# DATA PROVIDED
━━━━━━━━━━━━━━━━━━━━
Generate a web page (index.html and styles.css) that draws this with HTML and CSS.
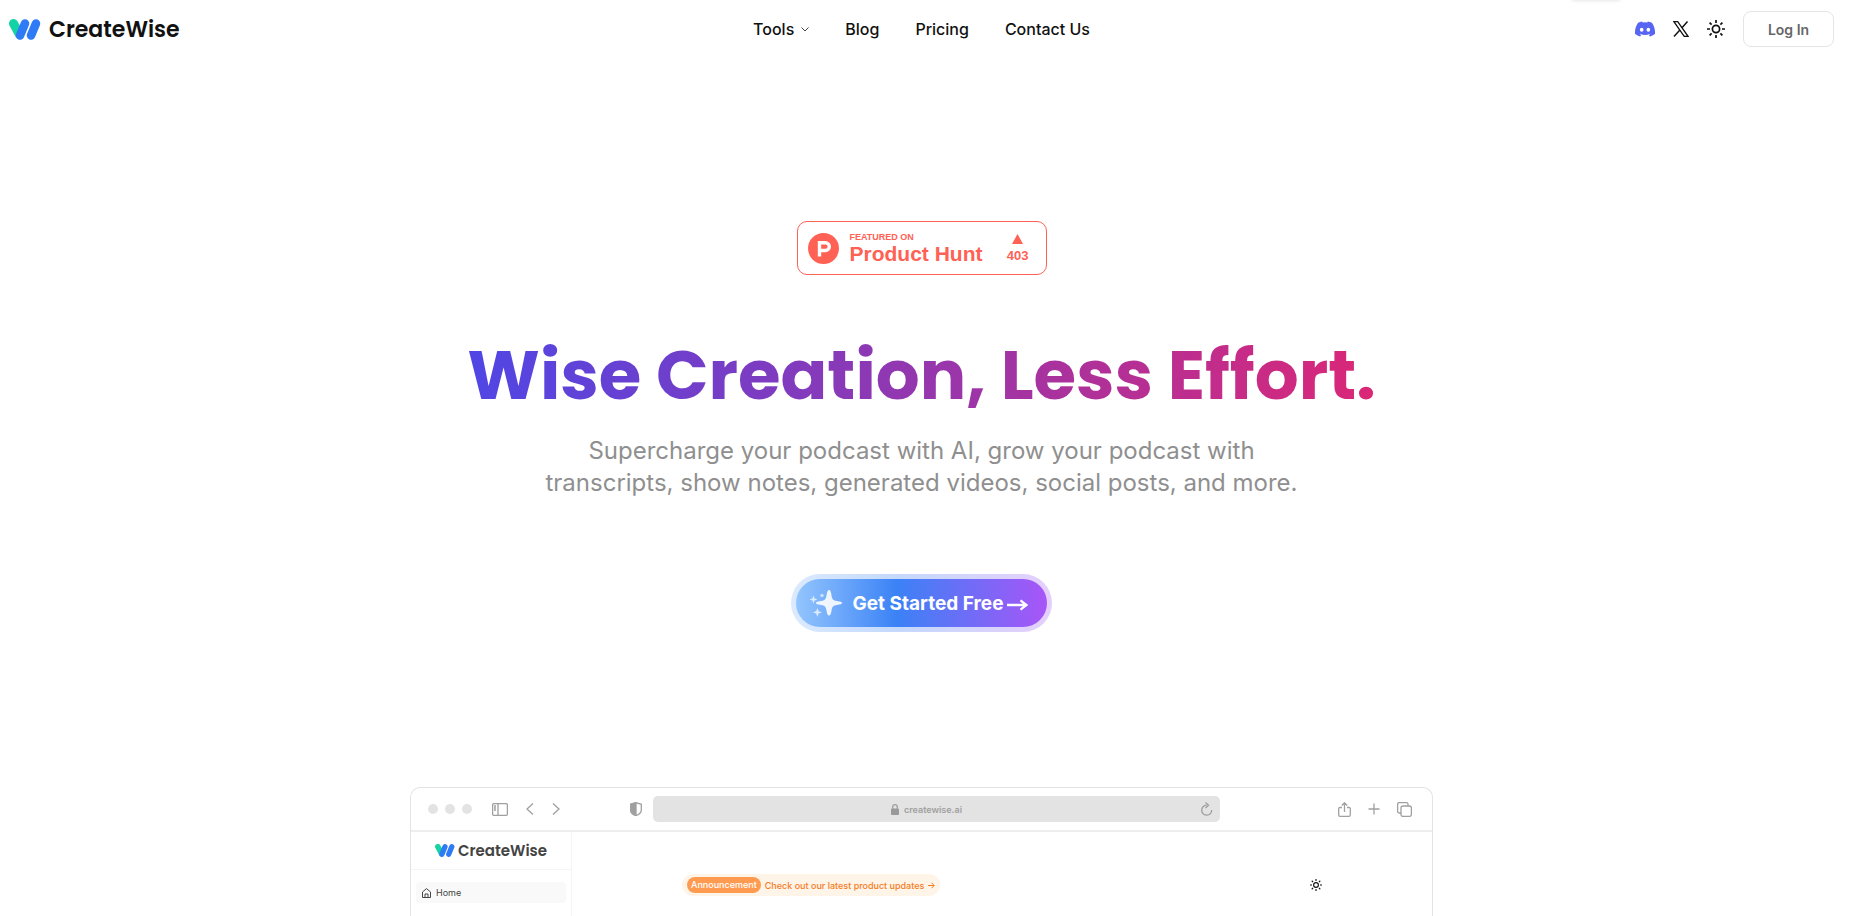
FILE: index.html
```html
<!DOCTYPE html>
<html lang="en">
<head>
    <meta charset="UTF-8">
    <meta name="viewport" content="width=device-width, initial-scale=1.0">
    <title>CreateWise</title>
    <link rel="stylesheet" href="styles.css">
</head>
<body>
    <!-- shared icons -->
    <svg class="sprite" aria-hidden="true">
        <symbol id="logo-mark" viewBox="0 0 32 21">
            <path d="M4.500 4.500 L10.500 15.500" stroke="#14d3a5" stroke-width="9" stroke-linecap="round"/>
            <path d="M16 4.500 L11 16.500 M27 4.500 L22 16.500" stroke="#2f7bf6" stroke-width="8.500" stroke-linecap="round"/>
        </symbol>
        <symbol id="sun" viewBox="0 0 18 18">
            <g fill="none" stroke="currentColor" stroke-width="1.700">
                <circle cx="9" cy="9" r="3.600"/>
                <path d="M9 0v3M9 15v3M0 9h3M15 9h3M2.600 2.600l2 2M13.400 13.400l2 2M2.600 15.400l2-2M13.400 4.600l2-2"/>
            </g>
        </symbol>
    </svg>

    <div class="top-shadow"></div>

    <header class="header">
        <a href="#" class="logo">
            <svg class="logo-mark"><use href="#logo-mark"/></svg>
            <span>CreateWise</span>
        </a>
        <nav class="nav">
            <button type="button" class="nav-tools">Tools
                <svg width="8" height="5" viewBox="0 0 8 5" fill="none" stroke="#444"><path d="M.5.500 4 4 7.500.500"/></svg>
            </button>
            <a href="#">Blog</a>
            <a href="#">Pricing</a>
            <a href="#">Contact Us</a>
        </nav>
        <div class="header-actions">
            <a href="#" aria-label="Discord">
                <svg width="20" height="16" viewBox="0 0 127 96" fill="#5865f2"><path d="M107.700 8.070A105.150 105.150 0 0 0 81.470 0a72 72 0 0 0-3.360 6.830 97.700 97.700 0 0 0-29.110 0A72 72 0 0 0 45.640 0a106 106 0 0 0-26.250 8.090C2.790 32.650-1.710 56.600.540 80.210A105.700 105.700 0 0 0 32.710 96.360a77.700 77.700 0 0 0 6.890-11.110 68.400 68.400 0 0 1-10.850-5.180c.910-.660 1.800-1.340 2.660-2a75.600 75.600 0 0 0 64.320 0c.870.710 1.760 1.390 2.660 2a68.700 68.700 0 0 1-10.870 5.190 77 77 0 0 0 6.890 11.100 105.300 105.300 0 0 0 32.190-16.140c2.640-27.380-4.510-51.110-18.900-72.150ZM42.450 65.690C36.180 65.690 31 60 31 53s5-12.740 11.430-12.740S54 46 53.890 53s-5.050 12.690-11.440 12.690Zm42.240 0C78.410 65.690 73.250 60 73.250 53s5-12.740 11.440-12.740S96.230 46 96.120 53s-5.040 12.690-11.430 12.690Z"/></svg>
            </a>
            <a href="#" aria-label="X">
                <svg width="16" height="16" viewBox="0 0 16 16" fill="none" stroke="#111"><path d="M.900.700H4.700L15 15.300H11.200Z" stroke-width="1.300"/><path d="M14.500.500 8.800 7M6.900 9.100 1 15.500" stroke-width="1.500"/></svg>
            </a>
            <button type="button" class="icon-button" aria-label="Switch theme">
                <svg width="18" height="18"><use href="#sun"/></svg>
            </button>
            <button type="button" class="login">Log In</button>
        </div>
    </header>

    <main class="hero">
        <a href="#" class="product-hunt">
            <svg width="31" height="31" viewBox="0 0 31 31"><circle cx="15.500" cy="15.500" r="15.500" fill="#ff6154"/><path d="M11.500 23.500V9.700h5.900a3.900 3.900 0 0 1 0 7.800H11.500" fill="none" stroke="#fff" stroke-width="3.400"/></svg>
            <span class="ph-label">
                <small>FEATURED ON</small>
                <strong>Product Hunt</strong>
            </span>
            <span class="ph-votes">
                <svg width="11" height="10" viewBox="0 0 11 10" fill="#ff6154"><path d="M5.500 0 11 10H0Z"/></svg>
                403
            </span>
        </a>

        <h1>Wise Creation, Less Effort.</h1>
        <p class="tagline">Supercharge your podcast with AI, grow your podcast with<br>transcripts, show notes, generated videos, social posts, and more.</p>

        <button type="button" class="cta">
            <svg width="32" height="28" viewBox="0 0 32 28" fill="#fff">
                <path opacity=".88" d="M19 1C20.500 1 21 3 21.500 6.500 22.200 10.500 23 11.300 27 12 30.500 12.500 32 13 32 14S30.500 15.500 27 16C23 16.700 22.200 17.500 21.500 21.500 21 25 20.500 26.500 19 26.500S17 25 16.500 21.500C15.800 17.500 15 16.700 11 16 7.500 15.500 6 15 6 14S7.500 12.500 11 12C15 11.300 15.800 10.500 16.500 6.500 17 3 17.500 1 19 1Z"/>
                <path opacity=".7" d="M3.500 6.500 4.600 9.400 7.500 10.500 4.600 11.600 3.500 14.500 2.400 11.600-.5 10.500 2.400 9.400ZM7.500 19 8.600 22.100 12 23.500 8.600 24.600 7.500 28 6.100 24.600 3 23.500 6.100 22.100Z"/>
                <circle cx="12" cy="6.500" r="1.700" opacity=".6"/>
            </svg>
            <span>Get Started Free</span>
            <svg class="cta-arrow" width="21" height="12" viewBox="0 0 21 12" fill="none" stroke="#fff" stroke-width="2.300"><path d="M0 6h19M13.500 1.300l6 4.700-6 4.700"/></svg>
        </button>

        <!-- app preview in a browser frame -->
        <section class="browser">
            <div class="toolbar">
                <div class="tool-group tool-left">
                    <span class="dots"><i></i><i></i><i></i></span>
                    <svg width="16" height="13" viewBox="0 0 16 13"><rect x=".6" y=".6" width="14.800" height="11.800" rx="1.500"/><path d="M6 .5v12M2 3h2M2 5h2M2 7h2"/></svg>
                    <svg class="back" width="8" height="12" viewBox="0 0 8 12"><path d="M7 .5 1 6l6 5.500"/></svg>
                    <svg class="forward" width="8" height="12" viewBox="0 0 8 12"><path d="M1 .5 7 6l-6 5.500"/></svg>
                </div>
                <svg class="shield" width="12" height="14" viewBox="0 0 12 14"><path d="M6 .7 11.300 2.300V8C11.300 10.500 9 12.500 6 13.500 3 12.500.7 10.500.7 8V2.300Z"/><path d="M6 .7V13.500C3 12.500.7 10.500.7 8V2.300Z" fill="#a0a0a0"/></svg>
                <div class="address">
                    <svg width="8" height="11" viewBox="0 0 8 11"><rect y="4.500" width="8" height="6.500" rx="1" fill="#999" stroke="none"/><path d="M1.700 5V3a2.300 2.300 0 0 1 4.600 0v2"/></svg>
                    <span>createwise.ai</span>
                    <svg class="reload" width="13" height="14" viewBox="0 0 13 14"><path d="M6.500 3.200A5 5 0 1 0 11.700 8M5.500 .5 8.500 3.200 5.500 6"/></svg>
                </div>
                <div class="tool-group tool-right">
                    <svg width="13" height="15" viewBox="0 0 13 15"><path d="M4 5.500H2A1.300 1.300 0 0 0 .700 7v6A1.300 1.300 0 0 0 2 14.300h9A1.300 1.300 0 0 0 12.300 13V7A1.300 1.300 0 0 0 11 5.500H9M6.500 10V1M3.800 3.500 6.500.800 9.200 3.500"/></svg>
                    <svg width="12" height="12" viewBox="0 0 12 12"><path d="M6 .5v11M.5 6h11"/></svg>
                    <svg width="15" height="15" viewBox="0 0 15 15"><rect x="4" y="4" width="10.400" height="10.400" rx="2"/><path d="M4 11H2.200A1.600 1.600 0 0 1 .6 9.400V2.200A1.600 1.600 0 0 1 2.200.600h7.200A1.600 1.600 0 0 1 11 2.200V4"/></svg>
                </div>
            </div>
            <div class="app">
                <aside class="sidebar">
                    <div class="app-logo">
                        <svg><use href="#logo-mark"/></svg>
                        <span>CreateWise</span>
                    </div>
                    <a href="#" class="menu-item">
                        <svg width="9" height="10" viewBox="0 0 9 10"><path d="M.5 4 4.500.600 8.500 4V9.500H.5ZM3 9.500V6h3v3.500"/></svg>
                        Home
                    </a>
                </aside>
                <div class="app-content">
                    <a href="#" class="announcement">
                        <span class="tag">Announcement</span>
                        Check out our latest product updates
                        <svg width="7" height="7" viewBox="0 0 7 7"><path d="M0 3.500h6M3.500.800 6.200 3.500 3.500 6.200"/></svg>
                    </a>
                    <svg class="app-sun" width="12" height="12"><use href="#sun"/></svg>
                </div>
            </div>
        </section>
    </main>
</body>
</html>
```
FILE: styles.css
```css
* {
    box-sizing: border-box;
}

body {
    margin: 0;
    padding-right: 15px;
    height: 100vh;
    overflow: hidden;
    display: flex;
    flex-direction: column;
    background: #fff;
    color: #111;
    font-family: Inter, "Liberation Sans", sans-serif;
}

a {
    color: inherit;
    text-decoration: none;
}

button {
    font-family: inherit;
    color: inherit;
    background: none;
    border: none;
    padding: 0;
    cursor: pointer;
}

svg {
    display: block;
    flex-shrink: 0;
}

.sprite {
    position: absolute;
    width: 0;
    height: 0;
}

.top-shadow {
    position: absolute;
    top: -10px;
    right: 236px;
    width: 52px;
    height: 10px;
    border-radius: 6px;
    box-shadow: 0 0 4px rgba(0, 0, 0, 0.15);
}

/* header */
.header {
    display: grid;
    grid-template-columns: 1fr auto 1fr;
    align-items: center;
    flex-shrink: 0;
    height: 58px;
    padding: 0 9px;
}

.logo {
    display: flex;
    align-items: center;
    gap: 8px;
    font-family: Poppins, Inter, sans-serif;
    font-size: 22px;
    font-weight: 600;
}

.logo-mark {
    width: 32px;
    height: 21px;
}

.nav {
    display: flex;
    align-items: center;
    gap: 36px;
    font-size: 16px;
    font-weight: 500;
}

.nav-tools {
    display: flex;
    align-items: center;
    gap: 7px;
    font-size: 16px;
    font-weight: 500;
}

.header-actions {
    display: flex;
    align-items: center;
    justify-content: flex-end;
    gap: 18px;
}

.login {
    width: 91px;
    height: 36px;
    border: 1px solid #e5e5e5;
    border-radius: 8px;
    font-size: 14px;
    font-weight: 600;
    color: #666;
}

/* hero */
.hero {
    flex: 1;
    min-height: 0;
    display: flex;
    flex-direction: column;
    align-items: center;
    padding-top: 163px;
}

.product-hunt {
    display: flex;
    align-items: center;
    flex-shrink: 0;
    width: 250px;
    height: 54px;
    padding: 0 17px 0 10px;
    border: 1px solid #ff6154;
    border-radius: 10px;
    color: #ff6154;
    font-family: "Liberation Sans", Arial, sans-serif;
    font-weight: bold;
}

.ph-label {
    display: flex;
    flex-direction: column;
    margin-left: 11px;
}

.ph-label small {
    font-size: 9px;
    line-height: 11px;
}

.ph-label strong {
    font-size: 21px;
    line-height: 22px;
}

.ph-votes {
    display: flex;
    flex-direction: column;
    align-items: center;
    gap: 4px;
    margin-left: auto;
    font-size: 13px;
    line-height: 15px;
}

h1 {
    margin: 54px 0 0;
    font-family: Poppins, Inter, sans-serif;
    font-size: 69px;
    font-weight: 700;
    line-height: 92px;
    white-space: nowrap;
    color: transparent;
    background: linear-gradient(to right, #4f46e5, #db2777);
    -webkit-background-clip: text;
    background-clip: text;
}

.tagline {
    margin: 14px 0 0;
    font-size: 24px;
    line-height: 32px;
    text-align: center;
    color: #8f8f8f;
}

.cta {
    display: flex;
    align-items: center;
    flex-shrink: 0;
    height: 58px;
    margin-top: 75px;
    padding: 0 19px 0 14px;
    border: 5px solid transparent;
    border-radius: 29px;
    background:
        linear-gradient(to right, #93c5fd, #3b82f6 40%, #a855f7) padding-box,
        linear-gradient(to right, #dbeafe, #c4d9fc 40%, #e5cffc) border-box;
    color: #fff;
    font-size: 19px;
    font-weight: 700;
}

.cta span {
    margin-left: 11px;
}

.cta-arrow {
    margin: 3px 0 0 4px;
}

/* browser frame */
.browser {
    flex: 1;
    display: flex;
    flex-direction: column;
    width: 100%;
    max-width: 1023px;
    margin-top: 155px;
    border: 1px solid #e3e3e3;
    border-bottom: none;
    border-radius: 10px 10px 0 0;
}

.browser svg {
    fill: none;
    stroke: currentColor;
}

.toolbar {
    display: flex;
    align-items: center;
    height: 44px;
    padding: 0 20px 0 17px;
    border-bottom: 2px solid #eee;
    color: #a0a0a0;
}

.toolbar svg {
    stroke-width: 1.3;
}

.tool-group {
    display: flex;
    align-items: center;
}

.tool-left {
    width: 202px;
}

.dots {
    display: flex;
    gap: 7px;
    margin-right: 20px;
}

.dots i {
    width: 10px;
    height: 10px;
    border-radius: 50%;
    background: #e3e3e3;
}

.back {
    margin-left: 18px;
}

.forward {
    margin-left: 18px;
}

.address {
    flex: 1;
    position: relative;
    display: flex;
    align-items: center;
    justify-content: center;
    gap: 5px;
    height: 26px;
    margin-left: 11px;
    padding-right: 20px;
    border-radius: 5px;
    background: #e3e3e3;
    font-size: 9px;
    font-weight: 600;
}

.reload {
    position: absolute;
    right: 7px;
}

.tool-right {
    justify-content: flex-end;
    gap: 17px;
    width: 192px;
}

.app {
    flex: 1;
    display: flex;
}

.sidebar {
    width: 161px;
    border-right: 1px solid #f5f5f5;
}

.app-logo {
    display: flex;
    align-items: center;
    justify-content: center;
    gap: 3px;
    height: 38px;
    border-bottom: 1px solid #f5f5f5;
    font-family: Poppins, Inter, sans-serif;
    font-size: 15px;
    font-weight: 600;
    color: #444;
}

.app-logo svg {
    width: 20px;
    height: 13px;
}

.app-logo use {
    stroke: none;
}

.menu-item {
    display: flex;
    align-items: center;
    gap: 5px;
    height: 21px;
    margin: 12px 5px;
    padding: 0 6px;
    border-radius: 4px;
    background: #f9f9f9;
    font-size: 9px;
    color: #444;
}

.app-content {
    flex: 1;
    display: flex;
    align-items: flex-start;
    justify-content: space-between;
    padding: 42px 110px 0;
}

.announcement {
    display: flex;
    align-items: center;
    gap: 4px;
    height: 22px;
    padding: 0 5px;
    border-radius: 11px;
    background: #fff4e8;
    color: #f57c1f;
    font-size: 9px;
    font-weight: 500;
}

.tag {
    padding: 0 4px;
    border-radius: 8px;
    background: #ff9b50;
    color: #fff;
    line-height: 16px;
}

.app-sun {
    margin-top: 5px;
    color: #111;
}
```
━━━━━━━━━━━━━━━━━━━━
# GIVEN INSTRUCTION
Look through the data above. Each line containing the word "styles" needs to be copied.

# FULL ANSWER
Generate a web page (index.html and styles.css) that draws this with HTML and CSS.
    <link rel="stylesheet" href="styles.css">
FILE: styles.css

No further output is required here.